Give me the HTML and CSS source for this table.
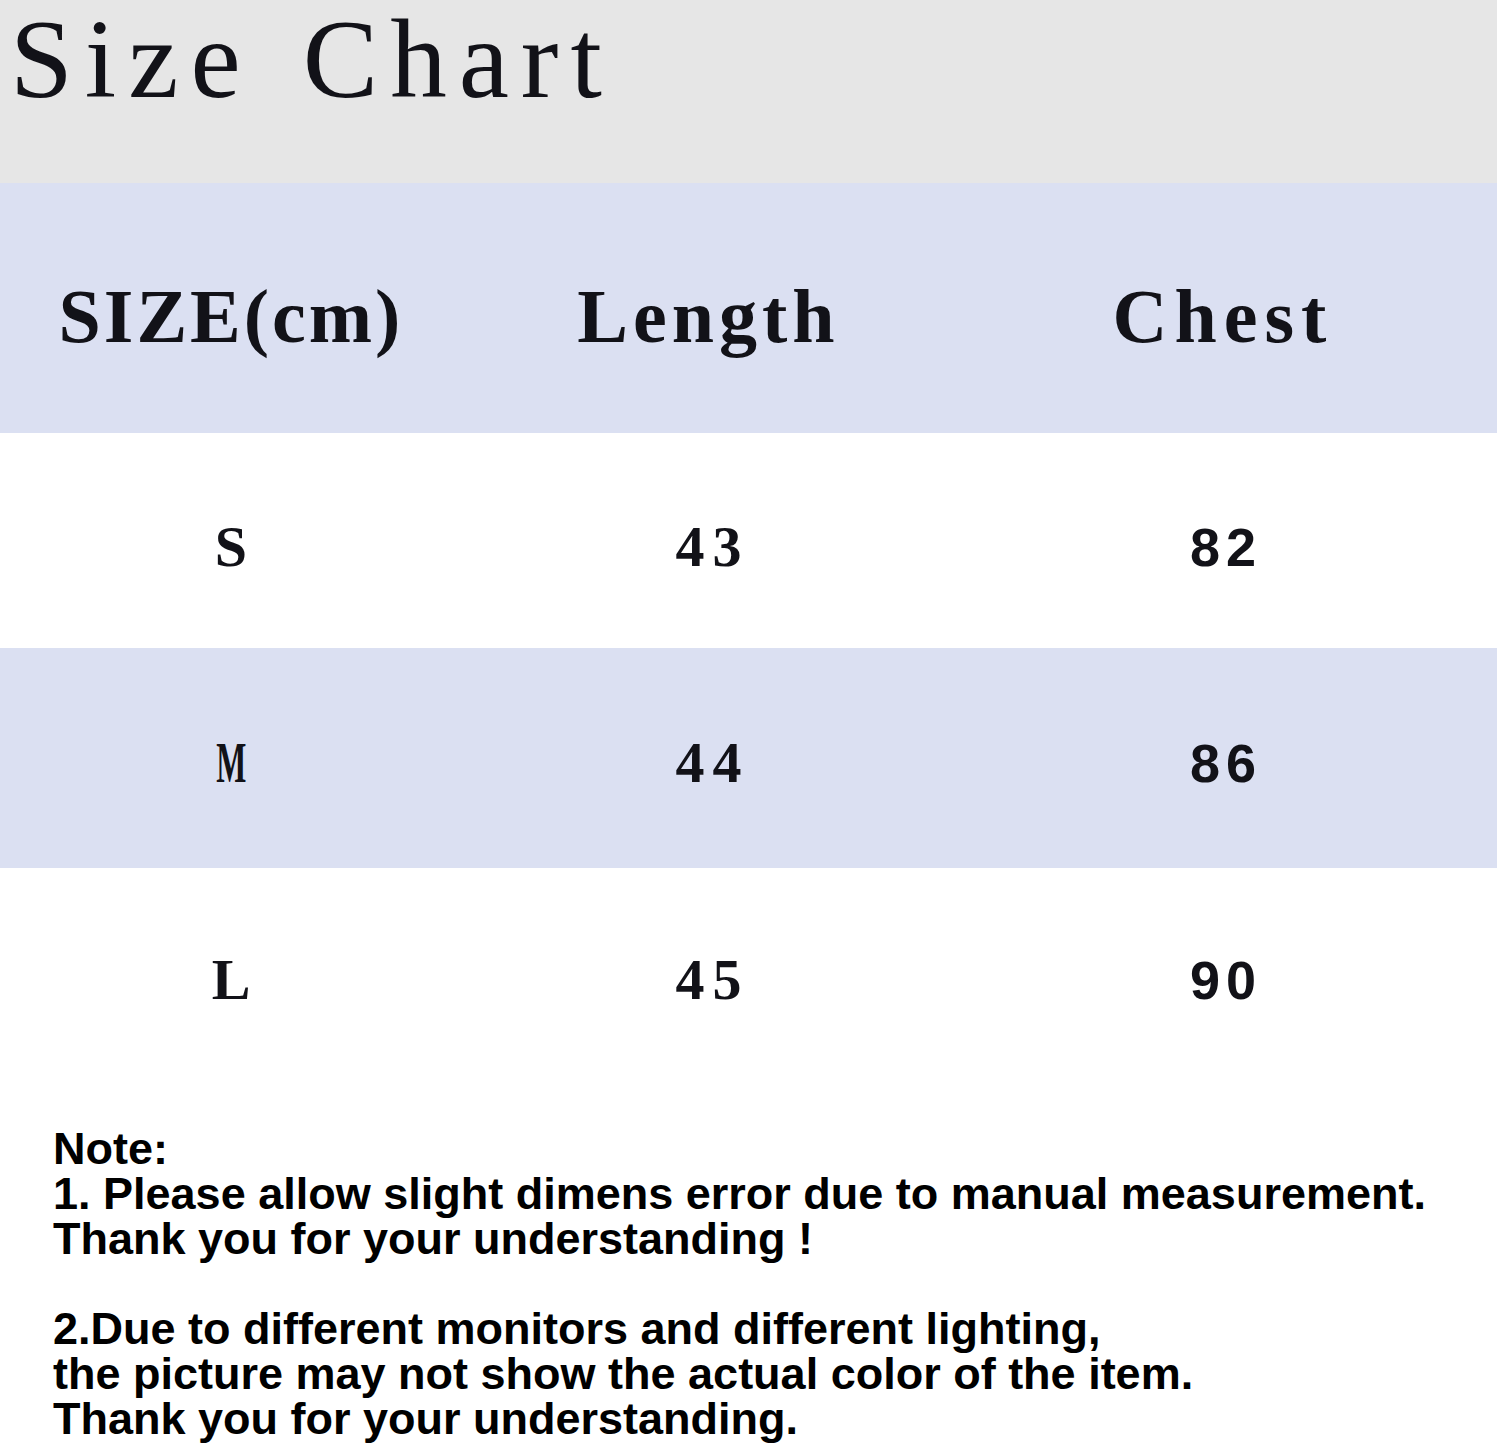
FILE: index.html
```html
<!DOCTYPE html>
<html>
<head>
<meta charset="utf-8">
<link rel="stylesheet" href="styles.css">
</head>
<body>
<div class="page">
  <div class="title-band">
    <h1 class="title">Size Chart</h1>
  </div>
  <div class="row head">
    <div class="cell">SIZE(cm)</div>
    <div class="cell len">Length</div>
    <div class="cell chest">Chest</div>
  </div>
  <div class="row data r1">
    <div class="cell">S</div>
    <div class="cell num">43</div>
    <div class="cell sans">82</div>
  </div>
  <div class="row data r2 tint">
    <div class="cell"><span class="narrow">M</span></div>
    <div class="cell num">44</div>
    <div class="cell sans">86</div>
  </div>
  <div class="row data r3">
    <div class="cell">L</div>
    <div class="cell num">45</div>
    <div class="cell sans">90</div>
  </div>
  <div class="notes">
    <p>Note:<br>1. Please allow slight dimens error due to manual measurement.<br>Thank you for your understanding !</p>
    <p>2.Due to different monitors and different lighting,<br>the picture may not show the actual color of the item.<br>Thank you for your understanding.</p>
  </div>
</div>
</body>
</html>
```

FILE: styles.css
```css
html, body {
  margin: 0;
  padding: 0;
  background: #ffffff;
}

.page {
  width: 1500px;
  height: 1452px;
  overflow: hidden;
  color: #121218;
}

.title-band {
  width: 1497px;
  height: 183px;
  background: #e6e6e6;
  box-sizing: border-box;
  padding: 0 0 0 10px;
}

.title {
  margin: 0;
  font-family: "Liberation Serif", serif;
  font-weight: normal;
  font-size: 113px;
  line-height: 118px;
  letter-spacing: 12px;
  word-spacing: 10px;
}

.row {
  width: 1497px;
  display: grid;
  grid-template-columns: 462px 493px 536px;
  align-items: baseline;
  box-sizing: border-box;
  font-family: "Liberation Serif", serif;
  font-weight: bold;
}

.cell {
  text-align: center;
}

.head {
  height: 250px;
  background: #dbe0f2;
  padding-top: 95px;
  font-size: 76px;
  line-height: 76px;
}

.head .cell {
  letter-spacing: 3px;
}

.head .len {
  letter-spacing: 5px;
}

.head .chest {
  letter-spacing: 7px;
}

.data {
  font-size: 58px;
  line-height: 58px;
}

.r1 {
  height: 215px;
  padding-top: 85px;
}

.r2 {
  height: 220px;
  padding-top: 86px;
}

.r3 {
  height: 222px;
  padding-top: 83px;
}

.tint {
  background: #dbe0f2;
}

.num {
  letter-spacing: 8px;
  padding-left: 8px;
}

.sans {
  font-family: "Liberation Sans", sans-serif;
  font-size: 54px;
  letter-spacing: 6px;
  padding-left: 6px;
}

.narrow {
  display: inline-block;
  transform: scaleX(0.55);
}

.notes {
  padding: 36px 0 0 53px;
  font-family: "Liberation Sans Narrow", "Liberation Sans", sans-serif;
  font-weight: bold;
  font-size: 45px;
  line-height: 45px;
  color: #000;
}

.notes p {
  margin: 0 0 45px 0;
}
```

····················

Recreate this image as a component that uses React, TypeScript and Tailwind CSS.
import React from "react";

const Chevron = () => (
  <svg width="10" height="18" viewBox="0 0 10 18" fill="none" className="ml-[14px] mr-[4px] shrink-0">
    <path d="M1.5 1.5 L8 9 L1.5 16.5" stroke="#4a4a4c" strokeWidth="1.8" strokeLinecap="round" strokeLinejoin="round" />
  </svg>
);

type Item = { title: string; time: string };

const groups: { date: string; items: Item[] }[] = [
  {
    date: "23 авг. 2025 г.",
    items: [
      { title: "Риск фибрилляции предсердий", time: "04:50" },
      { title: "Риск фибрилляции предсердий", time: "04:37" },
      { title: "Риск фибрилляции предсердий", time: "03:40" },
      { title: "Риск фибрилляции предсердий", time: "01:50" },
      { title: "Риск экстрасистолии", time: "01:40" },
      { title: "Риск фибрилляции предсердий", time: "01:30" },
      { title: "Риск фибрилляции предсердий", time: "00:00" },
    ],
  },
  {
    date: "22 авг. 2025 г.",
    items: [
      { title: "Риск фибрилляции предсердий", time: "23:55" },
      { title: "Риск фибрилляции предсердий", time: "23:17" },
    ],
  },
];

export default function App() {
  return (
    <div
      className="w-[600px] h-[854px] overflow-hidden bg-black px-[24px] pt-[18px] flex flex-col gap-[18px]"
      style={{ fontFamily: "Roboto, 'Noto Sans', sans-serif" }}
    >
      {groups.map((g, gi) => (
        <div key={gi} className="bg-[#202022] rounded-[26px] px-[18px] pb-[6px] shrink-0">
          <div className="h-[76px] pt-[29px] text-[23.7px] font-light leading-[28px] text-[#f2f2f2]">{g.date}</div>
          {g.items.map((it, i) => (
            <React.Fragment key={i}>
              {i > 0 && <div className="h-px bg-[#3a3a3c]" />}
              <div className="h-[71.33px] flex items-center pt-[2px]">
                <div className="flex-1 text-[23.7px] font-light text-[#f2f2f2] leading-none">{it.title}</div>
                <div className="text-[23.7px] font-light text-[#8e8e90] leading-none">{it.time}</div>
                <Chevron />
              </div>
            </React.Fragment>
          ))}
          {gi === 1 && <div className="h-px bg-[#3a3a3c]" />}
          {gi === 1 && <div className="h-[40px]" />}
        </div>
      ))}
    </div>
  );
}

····················

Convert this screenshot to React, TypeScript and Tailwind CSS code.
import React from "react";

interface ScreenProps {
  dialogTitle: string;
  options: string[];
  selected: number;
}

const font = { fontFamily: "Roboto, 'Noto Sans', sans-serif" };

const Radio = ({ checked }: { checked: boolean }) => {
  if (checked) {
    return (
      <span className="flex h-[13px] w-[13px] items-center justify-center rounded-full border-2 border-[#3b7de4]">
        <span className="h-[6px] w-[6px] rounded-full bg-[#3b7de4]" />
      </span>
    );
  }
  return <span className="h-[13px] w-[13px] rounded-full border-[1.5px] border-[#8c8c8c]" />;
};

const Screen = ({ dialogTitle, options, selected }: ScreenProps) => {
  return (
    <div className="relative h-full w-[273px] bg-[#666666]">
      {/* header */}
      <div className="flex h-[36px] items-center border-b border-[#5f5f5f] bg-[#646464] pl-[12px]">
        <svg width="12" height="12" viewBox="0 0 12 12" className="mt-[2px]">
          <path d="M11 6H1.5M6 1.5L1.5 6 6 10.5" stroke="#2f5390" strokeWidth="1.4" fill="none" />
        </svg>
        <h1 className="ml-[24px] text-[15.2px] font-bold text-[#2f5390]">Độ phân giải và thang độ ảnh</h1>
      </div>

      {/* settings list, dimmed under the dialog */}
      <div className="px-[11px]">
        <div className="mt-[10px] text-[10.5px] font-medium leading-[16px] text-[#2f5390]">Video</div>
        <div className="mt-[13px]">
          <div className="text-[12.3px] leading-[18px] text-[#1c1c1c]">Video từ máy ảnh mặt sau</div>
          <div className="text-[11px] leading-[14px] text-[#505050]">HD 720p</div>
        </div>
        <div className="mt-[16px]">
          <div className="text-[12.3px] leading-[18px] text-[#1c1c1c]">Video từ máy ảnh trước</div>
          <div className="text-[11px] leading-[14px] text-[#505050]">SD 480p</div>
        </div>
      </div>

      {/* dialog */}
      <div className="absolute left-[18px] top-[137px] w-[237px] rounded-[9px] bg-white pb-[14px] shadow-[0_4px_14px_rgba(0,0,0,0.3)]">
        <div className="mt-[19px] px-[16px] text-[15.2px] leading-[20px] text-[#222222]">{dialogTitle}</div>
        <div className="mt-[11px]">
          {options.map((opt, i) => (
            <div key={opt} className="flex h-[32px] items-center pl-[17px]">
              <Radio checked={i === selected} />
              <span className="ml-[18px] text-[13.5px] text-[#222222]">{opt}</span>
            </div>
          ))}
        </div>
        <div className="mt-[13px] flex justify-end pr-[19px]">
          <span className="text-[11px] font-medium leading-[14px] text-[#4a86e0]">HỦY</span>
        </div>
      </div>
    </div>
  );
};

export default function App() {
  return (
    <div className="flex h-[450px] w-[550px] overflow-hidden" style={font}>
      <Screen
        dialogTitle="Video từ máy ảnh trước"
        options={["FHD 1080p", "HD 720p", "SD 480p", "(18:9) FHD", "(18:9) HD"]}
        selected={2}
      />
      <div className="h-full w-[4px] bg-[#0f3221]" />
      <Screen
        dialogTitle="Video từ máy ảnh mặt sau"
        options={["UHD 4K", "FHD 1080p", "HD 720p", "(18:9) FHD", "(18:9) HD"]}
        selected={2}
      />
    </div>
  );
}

····················

#### [TASK DIRECTIONS]
Everything from the line that contains "Recreate this image" to the line that contains "string; time: string" must be transcribed exactly, both end lines included.

#### [OUTPUT]
Recreate this image as a component that uses React, TypeScript and Tailwind CSS.
import React from "react";

const Chevron = () => (
  <svg width="10" height="18" viewBox="0 0 10 18" fill="none" className="ml-[14px] mr-[4px] shrink-0">
    <path d="M1.5 1.5 L8 9 L1.5 16.5" stroke="#4a4a4c" strokeWidth="1.8" strokeLinecap="round" strokeLinejoin="round" />
  </svg>
);

type Item = { title: string; time: string };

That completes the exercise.